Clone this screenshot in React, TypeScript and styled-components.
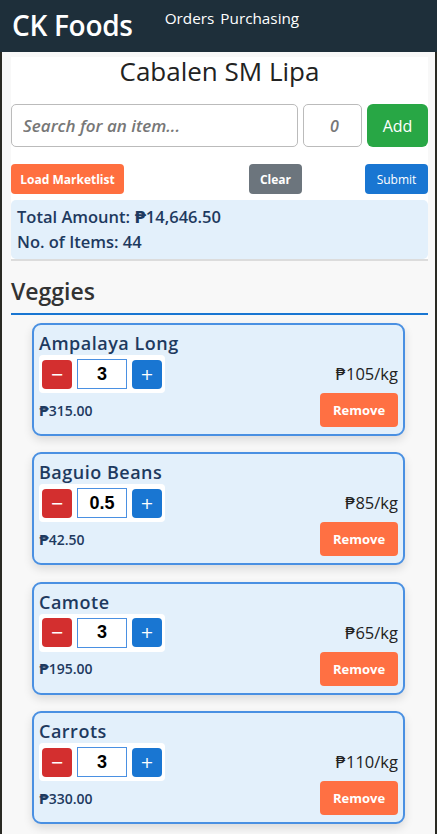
import React from "react";
import styled, { createGlobalStyle } from "styled-components";

const Global = createGlobalStyle`
  html, body { margin: 0; padding: 0; background: #2a2a24; }
  * { box-sizing: border-box; }
`;

const Shell = styled.div`
  min-height: 834px;
  background: #f8f8f8;
  border-left: 2px solid #2a2a24;
  border-right: 2px solid #2a2a24;
  font-family: "Open Sans", "DejaVu Sans", sans-serif;
`;

const Header = styled.header`
  height: 52px;
  margin: 0 -2px;
  background: #1e2f3a;
  display: flex;
  align-items: flex-start;
  padding: 0 0 0 12px;
`;

const Brand = styled.div`
  color: #fff;
  font-family: "Open Sans", sans-serif;
  font-size: 28px;
  font-weight: 600;
  line-height: 50px;
  letter-spacing: -0.3px;
`;

const Nav = styled.nav`
  display: flex;
  gap: 6px;
  margin-left: 32px;
  margin-top: 7px;
`;

const NavLink = styled.a`
  color: #fff;
  font-family: "Open Sans", sans-serif;
  font-size: 15.3px;
  line-height: 22px;
`;

const Content = styled.main`
  padding: 5px 7px 0 9px;
`;

const Panel = styled.section`
  background: #fff;
  border-bottom: 2px solid #dcdcdc;
`;

const Title = styled.h1`
  margin: 0;
  text-align: center;
  font-size: 26px;
  font-weight: 400;
  color: #222;
  line-height: 28px;
  height: 47px;
`;

const SearchRow = styled.div`
  display: flex;
  gap: 5px;
  height: 43px;
`;

const SearchInput = styled.input`
  flex: 1;
  min-width: 0;
  height: 43px;
  border: 1px solid #bbb;
  border-radius: 5px;
  padding: 0 11px;
  font-family: "Open Sans", sans-serif;
  font-size: 17px;
  font-weight: 600;
  font-style: italic;
  &::placeholder { color: #777; }
`;

const QtyInput = styled.input`
  width: 59px;
  height: 43px;
  border: 1px solid #bbb;
  border-radius: 5px;
  text-align: center;
  padding: 0 0 0 4px;
  font-family: "Open Sans", sans-serif;
  font-size: 16px;
  font-weight: 600;
  font-style: italic;
  &::placeholder { color: #777; }
`;

const Btn = styled.button<{ $bg: string; $w?: number; $h?: number; $fs?: number; $fw?: number }>`
  background: ${(p) => p.$bg};
  color: #fff;
  border: none;
  border-radius: ${(p) => ((p.$h ?? 30) > 40 ? 6 : 4)}px;
  width: ${(p) => (p.$w ? `${p.$w}px` : "auto")};
  height: ${(p) => p.$h ?? 30}px;
  padding: 0;
  font-family: "Open Sans", sans-serif;
  font-size: ${(p) => p.$fs ?? 12}px;
  font-weight: ${(p) => p.$fw ?? 700};
  display: flex;
  align-items: center;
  justify-content: center;
  cursor: pointer;
  flex-shrink: 0;
`;

const ActionRow = styled.div`
  display: flex;
  align-items: center;
  margin-top: 17px;
`;

const ClearSlot = styled.div`
  margin-left: auto;
  margin-right: 63px;
`;

const Summary = styled.div`
  margin-top: 6px;
  background: #e3f0fb;
  border-radius: 5px;
  padding: 4px 6px 5px;
  color: #1e3a5f;
  font-size: 16.5px;
  font-weight: 600;
  line-height: 25px;
`;

const SectionTitle = styled.h2`
  margin: 0;
  padding-top: 15px;
  font-size: 23px;
  font-weight: 600;
  color: #333;
  line-height: 30px;
  padding-bottom: 7px;
  border-bottom: 2px solid #1976d2;
`;

const List = styled.div`
  display: flex;
  flex-direction: column;
  gap: 16.4px;
  padding: 8px 23px 20px 21px;
`;

const Card = styled.div`
  background: #e3f0fb;
  border: 2px solid #4a90e2;
  border-radius: 9px;
  box-shadow: 0 4px 10px rgba(0, 0, 0, 0.12);
  padding: 7px 5px 6px 5px;
  height: 113px;
`;

const ItemName = styled.div`
  font-size: 18px;
  letter-spacing: 0.5px;
  font-weight: 600;
  color: #1e3a5f;
  line-height: 22px;
  margin-bottom: 1px;
`;

const Row = styled.div`
  display: flex;
  justify-content: space-between;
  align-items: center;
`;

const Stepper = styled.div`
  display: flex;
  align-items: center;
  gap: 5px;
  background: #fff;
  border-radius: 4px;
  padding: 4px 3px;
`;

const StepBtn = styled.button<{ $bg: string }>`
  width: 30px;
  height: 29px;
  border: none;
  border-radius: 4px;
  background: ${(p) => p.$bg};
  color: #fff;
  font-family: "DejaVu Sans", sans-serif;
  font-size: 16px;
  padding: 0;
  display: flex;
  align-items: center;
  justify-content: center;
`;

const StepValue = styled.input`
  width: 50px;
  height: 30px;
  border: 1px solid #4a90e2;
  background: #fff;
  text-align: center;
  font-family: "Liberation Sans", Arial, sans-serif;
  font-size: 18px;
  font-weight: 700;
  color: #000;
  padding: 0;
`;

const UnitPrice = styled.div`
  font-size: 16.5px;
  color: #222;
  line-height: 22px;
`;

const LineTotal = styled.div`
  font-size: 14px;
  font-weight: 600;
  color: #1e3a5f;
`;

type Item = { name: string; qty: string; price: number; total: string };

const items: Item[] = [
  { name: "Ampalaya Long", qty: "3", price: 105, total: "₱315.00" },
  { name: "Baguio Beans", qty: "0.5", price: 85, total: "₱42.50" },
  { name: "Camote", qty: "3", price: 65, total: "₱195.00" },
  { name: "Carrots", qty: "3", price: 110, total: "₱330.00" },
];

export default function App() {
  return (
    <>
      <Global />
      <Shell>
        <Header>
          <Brand>CK Foods</Brand>
          <Nav>
            <NavLink>Orders</NavLink>
            <NavLink>Purchasing</NavLink>
          </Nav>
        </Header>
        <Content>
          <Panel>
            <Title>Cabalen SM Lipa</Title>
            <SearchRow>
              <SearchInput placeholder="Search for an item..." />
              <QtyInput placeholder="0" />
              <Btn $bg="#28a745" $w={61} $h={43} $fs={16} $fw={500}>Add</Btn>
            </SearchRow>
            <ActionRow>
              <Btn $bg="#ff6f3f" $w={113}>Load Marketlist</Btn>
              <ClearSlot>
                <Btn $bg="#6c757d" $w={53}>Clear</Btn>
              </ClearSlot>
              <Btn $bg="#1976d2" $w={63} $fw={500}>Submit</Btn>
            </ActionRow>
            <Summary>
              <div>Total Amount: ₱14,646.50</div>
              <div>No. of Items: 44</div>
            </Summary>
          </Panel>
          <SectionTitle>Veggies</SectionTitle>
          <List>
            {items.map((it) => (
              <Card key={it.name}>
                <ItemName>{it.name}</ItemName>
                <Row>
                  <Stepper>
                    <StepBtn $bg="#d32f2f">−</StepBtn>
                    <StepValue value={it.qty} readOnly />
                    <StepBtn $bg="#1976d2">+</StepBtn>
                  </Stepper>
                  <UnitPrice>₱{it.price}/kg</UnitPrice>
                </Row>
                <Row>
                  <LineTotal>{it.total}</LineTotal>
                  <Btn $bg="#ff7043" $w={78} $h={34} $fs={13}>Remove</Btn>
                </Row>
              </Card>
            ))}
          </List>
        </Content>
      </Shell>
    </>
  );
}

§ STATED GOAL
Copy out all of the data word for word. Do not carry over any picture.

§ SOLUTION
Clone this screenshot in React, TypeScript and styled-components.
import React from "react";
import styled, { createGlobalStyle } from "styled-components";

const Global = createGlobalStyle`
  html, body { margin: 0; padding: 0; background: #2a2a24; }
  * { box-sizing: border-box; }
`;

const Shell = styled.div`
  min-height: 834px;
  background: #f8f8f8;
  border-left: 2px solid #2a2a24;
  border-right: 2px solid #2a2a24;
  font-family: "Open Sans", "DejaVu Sans", sans-serif;
`;

const Header = styled.header`
  height: 52px;
  margin: 0 -2px;
  background: #1e2f3a;
  display: flex;
  align-items: flex-start;
  padding: 0 0 0 12px;
`;

const Brand = styled.div`
  color: #fff;
  font-family: "Open Sans", sans-serif;
  font-size: 28px;
  font-weight: 600;
  line-height: 50px;
  letter-spacing: -0.3px;
`;

const Nav = styled.nav`
  display: flex;
  gap: 6px;
  margin-left: 32px;
  margin-top: 7px;
`;

const NavLink = styled.a`
  color: #fff;
  font-family: "Open Sans", sans-serif;
  font-size: 15.3px;
  line-height: 22px;
`;

const Content = styled.main`
  padding: 5px 7px 0 9px;
`;

const Panel = styled.section`
  background: #fff;
  border-bottom: 2px solid #dcdcdc;
`;

const Title = styled.h1`
  margin: 0;
  text-align: center;
  font-size: 26px;
  font-weight: 400;
  color: #222;
  line-height: 28px;
  height: 47px;
`;

const SearchRow = styled.div`
  display: flex;
  gap: 5px;
  height: 43px;
`;

const SearchInput = styled.input`
  flex: 1;
  min-width: 0;
  height: 43px;
  border: 1px solid #bbb;
  border-radius: 5px;
  padding: 0 11px;
  font-family: "Open Sans", sans-serif;
  font-size: 17px;
  font-weight: 600;
  font-style: italic;
  &::placeholder { color: #777; }
`;

const QtyInput = styled.input`
  width: 59px;
  height: 43px;
  border: 1px solid #bbb;
  border-radius: 5px;
  text-align: center;
  padding: 0 0 0 4px;
  font-family: "Open Sans", sans-serif;
  font-size: 16px;
  font-weight: 600;
  font-style: italic;
  &::placeholder { color: #777; }
`;

const Btn = styled.button<{ $bg: string; $w?: number; $h?: number; $fs?: number; $fw?: number }>`
  background: ${(p) => p.$bg};
  color: #fff;
  border: none;
  border-radius: ${(p) => ((p.$h ?? 30) > 40 ? 6 : 4)}px;
  width: ${(p) => (p.$w ? `${p.$w}px` : "auto")};
  height: ${(p) => p.$h ?? 30}px;
  padding: 0;
  font-family: "Open Sans", sans-serif;
  font-size: ${(p) => p.$fs ?? 12}px;
  font-weight: ${(p) => p.$fw ?? 700};
  display: flex;
  align-items: center;
  justify-content: center;
  cursor: pointer;
  flex-shrink: 0;
`;

const ActionRow = styled.div`
  display: flex;
  align-items: center;
  margin-top: 17px;
`;

const ClearSlot = styled.div`
  margin-left: auto;
  margin-right: 63px;
`;

const Summary = styled.div`
  margin-top: 6px;
  background: #e3f0fb;
  border-radius: 5px;
  padding: 4px 6px 5px;
  color: #1e3a5f;
  font-size: 16.5px;
  font-weight: 600;
  line-height: 25px;
`;

const SectionTitle = styled.h2`
  margin: 0;
  padding-top: 15px;
  font-size: 23px;
  font-weight: 600;
  color: #333;
  line-height: 30px;
  padding-bottom: 7px;
  border-bottom: 2px solid #1976d2;
`;

const List = styled.div`
  display: flex;
  flex-direction: column;
  gap: 16.4px;
  padding: 8px 23px 20px 21px;
`;

const Card = styled.div`
  background: #e3f0fb;
  border: 2px solid #4a90e2;
  border-radius: 9px;
  box-shadow: 0 4px 10px rgba(0, 0, 0, 0.12);
  padding: 7px 5px 6px 5px;
  height: 113px;
`;

const ItemName = styled.div`
  font-size: 18px;
  letter-spacing: 0.5px;
  font-weight: 600;
  color: #1e3a5f;
  line-height: 22px;
  margin-bottom: 1px;
`;

const Row = styled.div`
  display: flex;
  justify-content: space-between;
  align-items: center;
`;

const Stepper = styled.div`
  display: flex;
  align-items: center;
  gap: 5px;
  background: #fff;
  border-radius: 4px;
  padding: 4px 3px;
`;

const StepBtn = styled.button<{ $bg: string }>`
  width: 30px;
  height: 29px;
  border: none;
  border-radius: 4px;
  background: ${(p) => p.$bg};
  color: #fff;
  font-family: "DejaVu Sans", sans-serif;
  font-size: 16px;
  padding: 0;
  display: flex;
  align-items: center;
  justify-content: center;
`;

const StepValue = styled.input`
  width: 50px;
  height: 30px;
  border: 1px solid #4a90e2;
  background: #fff;
  text-align: center;
  font-family: "Liberation Sans", Arial, sans-serif;
  font-size: 18px;
  font-weight: 700;
  color: #000;
  padding: 0;
`;

const UnitPrice = styled.div`
  font-size: 16.5px;
  color: #222;
  line-height: 22px;
`;

const LineTotal = styled.div`
  font-size: 14px;
  font-weight: 600;
  color: #1e3a5f;
`;

type Item = { name: string; qty: string; price: number; total: string };

const items: Item[] = [
  { name: "Ampalaya Long", qty: "3", price: 105, total: "₱315.00" },
  { name: "Baguio Beans", qty: "0.5", price: 85, total: "₱42.50" },
  { name: "Camote", qty: "3", price: 65, total: "₱195.00" },
  { name: "Carrots", qty: "3", price: 110, total: "₱330.00" },
];

export default function App() {
  return (
    <>
      <Global />
      <Shell>
        <Header>
          <Brand>CK Foods</Brand>
          <Nav>
            <NavLink>Orders</NavLink>
            <NavLink>Purchasing</NavLink>
          </Nav>
        </Header>
        <Content>
          <Panel>
            <Title>Cabalen SM Lipa</Title>
            <SearchRow>
              <SearchInput placeholder="Search for an item..." />
              <QtyInput placeholder="0" />
              <Btn $bg="#28a745" $w={61} $h={43} $fs={16} $fw={500}>Add</Btn>
            </SearchRow>
            <ActionRow>
              <Btn $bg="#ff6f3f" $w={113}>Load Marketlist</Btn>
              <ClearSlot>
                <Btn $bg="#6c757d" $w={53}>Clear</Btn>
              </ClearSlot>
              <Btn $bg="#1976d2" $w={63} $fw={500}>Submit</Btn>
            </ActionRow>
            <Summary>
              <div>Total Amount: ₱14,646.50</div>
              <div>No. of Items: 44</div>
            </Summary>
          </Panel>
          <SectionTitle>Veggies</SectionTitle>
          <List>
            {items.map((it) => (
              <Card key={it.name}>
                <ItemName>{it.name}</ItemName>
                <Row>
                  <Stepper>
                    <StepBtn $bg="#d32f2f">−</StepBtn>
                    <StepValue value={it.qty} readOnly />
                    <StepBtn $bg="#1976d2">+</StepBtn>
                  </Stepper>
                  <UnitPrice>₱{it.price}/kg</UnitPrice>
                </Row>
                <Row>
                  <LineTotal>{it.total}</LineTotal>
                  <Btn $bg="#ff7043" $w={78} $h={34} $fs={13}>Remove</Btn>
                </Row>
              </Card>
            ))}
          </List>
        </Content>
      </Shell>
    </>
  );
}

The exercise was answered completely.